* _The exercise_
Skip any picture you find and retype all the remaining lines exactly.

## BEGIN

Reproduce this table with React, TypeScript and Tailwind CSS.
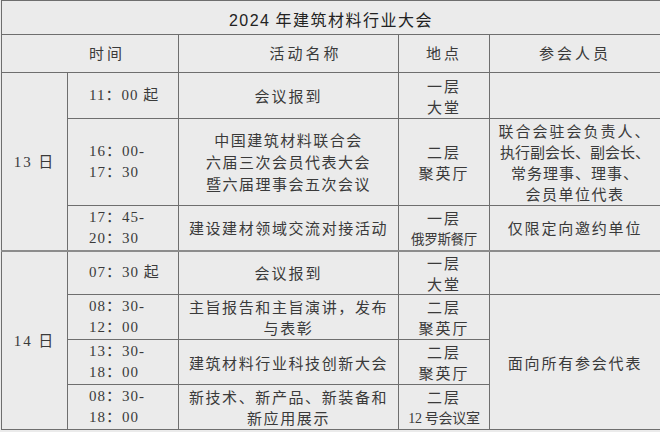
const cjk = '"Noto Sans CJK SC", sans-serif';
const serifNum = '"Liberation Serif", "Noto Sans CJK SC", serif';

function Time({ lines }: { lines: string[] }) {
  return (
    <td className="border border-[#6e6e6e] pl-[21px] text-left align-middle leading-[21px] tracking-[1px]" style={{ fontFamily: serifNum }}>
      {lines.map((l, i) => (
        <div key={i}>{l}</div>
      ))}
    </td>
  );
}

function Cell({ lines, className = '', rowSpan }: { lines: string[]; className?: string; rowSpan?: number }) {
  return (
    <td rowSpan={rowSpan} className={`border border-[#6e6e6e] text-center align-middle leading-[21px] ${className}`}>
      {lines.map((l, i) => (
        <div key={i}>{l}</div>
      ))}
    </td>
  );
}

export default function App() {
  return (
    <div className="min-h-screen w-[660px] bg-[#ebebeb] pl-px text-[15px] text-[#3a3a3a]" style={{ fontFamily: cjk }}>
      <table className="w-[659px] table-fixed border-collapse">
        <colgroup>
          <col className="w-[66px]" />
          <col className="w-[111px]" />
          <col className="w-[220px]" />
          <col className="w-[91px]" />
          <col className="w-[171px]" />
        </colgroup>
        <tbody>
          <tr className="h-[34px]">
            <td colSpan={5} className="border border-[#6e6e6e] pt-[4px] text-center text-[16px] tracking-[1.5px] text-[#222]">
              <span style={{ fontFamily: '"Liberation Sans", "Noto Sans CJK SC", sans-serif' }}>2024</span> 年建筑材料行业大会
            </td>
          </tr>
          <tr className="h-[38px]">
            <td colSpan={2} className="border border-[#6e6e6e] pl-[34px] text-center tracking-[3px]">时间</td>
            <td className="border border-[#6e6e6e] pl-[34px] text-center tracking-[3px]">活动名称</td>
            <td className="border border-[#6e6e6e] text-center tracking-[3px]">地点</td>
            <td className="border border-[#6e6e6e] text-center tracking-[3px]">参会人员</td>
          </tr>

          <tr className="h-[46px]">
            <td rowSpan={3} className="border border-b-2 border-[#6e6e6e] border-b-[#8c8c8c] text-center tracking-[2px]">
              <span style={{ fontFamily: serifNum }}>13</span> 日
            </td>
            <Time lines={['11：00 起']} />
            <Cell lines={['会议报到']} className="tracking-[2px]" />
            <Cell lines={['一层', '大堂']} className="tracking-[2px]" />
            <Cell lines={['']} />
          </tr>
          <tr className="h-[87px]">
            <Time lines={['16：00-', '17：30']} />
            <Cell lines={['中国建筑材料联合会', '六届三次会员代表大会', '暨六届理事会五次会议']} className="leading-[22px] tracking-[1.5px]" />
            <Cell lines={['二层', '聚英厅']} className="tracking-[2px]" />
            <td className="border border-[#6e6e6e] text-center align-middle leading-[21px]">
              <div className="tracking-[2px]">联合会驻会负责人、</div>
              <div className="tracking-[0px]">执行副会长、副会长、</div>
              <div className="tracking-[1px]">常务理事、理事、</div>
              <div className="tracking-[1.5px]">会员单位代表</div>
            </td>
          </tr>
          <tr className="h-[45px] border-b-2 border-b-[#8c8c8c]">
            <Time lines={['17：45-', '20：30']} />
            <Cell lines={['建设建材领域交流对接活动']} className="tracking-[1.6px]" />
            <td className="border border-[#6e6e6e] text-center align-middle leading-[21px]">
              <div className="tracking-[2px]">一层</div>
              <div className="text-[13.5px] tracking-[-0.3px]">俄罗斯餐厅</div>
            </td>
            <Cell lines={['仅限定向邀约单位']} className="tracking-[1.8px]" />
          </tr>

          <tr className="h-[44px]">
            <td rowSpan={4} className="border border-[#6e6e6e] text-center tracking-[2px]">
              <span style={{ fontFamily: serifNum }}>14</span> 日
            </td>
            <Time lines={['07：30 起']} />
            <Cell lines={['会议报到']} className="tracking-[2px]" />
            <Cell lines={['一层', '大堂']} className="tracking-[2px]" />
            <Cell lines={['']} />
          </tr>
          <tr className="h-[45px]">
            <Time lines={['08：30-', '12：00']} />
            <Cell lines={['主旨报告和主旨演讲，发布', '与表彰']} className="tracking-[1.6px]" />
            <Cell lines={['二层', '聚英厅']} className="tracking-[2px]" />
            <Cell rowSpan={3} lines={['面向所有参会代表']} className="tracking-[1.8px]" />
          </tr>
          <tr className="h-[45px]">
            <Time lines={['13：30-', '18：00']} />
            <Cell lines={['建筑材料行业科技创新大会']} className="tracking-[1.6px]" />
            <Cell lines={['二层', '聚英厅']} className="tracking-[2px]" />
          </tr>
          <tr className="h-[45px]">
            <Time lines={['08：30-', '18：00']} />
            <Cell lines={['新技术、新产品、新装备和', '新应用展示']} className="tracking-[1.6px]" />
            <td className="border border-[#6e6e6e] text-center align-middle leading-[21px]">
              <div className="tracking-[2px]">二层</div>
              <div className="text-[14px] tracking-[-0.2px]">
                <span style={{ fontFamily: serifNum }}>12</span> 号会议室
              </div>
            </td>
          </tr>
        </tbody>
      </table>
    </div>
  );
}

## END

* _Complete answer_
Reproduce this table with React, TypeScript and Tailwind CSS.
const cjk = '"Noto Sans CJK SC", sans-serif';
const serifNum = '"Liberation Serif", "Noto Sans CJK SC", serif';

function Time({ lines }: { lines: string[] }) {
  return (
    <td className="border border-[#6e6e6e] pl-[21px] text-left align-middle leading-[21px] tracking-[1px]" style={{ fontFamily: serifNum }}>
      {lines.map((l, i) => (
        <div key={i}>{l}</div>
      ))}
    </td>
  );
}

function Cell({ lines, className = '', rowSpan }: { lines: string[]; className?: string; rowSpan?: number }) {
  return (
    <td rowSpan={rowSpan} className={`border border-[#6e6e6e] text-center align-middle leading-[21px] ${className}`}>
      {lines.map((l, i) => (
        <div key={i}>{l}</div>
      ))}
    </td>
  );
}

export default function App() {
  return (
    <div className="min-h-screen w-[660px] bg-[#ebebeb] pl-px text-[15px] text-[#3a3a3a]" style={{ fontFamily: cjk }}>
      <table className="w-[659px] table-fixed border-collapse">
        <colgroup>
          <col className="w-[66px]" />
          <col className="w-[111px]" />
          <col className="w-[220px]" />
          <col className="w-[91px]" />
          <col className="w-[171px]" />
        </colgroup>
        <tbody>
          <tr className="h-[34px]">
            <td colSpan={5} className="border border-[#6e6e6e] pt-[4px] text-center text-[16px] tracking-[1.5px] text-[#222]">
              <span style={{ fontFamily: '"Liberation Sans", "Noto Sans CJK SC", sans-serif' }}>2024</span> 年建筑材料行业大会
            </td>
          </tr>
          <tr className="h-[38px]">
            <td colSpan={2} className="border border-[#6e6e6e] pl-[34px] text-center tracking-[3px]">时间</td>
            <td className="border border-[#6e6e6e] pl-[34px] text-center tracking-[3px]">活动名称</td>
            <td className="border border-[#6e6e6e] text-center tracking-[3px]">地点</td>
            <td className="border border-[#6e6e6e] text-center tracking-[3px]">参会人员</td>
          </tr>

          <tr className="h-[46px]">
            <td rowSpan={3} className="border border-b-2 border-[#6e6e6e] border-b-[#8c8c8c] text-center tracking-[2px]">
              <span style={{ fontFamily: serifNum }}>13</span> 日
            </td>
            <Time lines={['11：00 起']} />
            <Cell lines={['会议报到']} className="tracking-[2px]" />
            <Cell lines={['一层', '大堂']} className="tracking-[2px]" />
            <Cell lines={['']} />
          </tr>
          <tr className="h-[87px]">
            <Time lines={['16：00-', '17：30']} />
            <Cell lines={['中国建筑材料联合会', '六届三次会员代表大会', '暨六届理事会五次会议']} className="leading-[22px] tracking-[1.5px]" />
            <Cell lines={['二层', '聚英厅']} className="tracking-[2px]" />
            <td className="border border-[#6e6e6e] text-center align-middle leading-[21px]">
              <div className="tracking-[2px]">联合会驻会负责人、</div>
              <div className="tracking-[0px]">执行副会长、副会长、</div>
              <div className="tracking-[1px]">常务理事、理事、</div>
              <div className="tracking-[1.5px]">会员单位代表</div>
            </td>
          </tr>
          <tr className="h-[45px] border-b-2 border-b-[#8c8c8c]">
            <Time lines={['17：45-', '20：30']} />
            <Cell lines={['建设建材领域交流对接活动']} className="tracking-[1.6px]" />
            <td className="border border-[#6e6e6e] text-center align-middle leading-[21px]">
              <div className="tracking-[2px]">一层</div>
              <div className="text-[13.5px] tracking-[-0.3px]">俄罗斯餐厅</div>
            </td>
            <Cell lines={['仅限定向邀约单位']} className="tracking-[1.8px]" />
          </tr>

          <tr className="h-[44px]">
            <td rowSpan={4} className="border border-[#6e6e6e] text-center tracking-[2px]">
              <span style={{ fontFamily: serifNum }}>14</span> 日
            </td>
            <Time lines={['07：30 起']} />
            <Cell lines={['会议报到']} className="tracking-[2px]" />
            <Cell lines={['一层', '大堂']} className="tracking-[2px]" />
            <Cell lines={['']} />
          </tr>
          <tr className="h-[45px]">
            <Time lines={['08：30-', '12：00']} />
            <Cell lines={['主旨报告和主旨演讲，发布', '与表彰']} className="tracking-[1.6px]" />
            <Cell lines={['二层', '聚英厅']} className="tracking-[2px]" />
            <Cell rowSpan={3} lines={['面向所有参会代表']} className="tracking-[1.8px]" />
          </tr>
          <tr className="h-[45px]">
            <Time lines={['13：30-', '18：00']} />
            <Cell lines={['建筑材料行业科技创新大会']} className="tracking-[1.6px]" />
            <Cell lines={['二层', '聚英厅']} className="tracking-[2px]" />
          </tr>
          <tr className="h-[45px]">
            <Time lines={['08：30-', '18：00']} />
            <Cell lines={['新技术、新产品、新装备和', '新应用展示']} className="tracking-[1.6px]" />
            <td className="border border-[#6e6e6e] text-center align-middle leading-[21px]">
              <div className="tracking-[2px]">二层</div>
              <div className="text-[14px] tracking-[-0.2px]">
                <span style={{ fontFamily: serifNum }}>12</span> 号会议室
              </div>
            </td>
          </tr>
        </tbody>
      </table>
    </div>
  );
}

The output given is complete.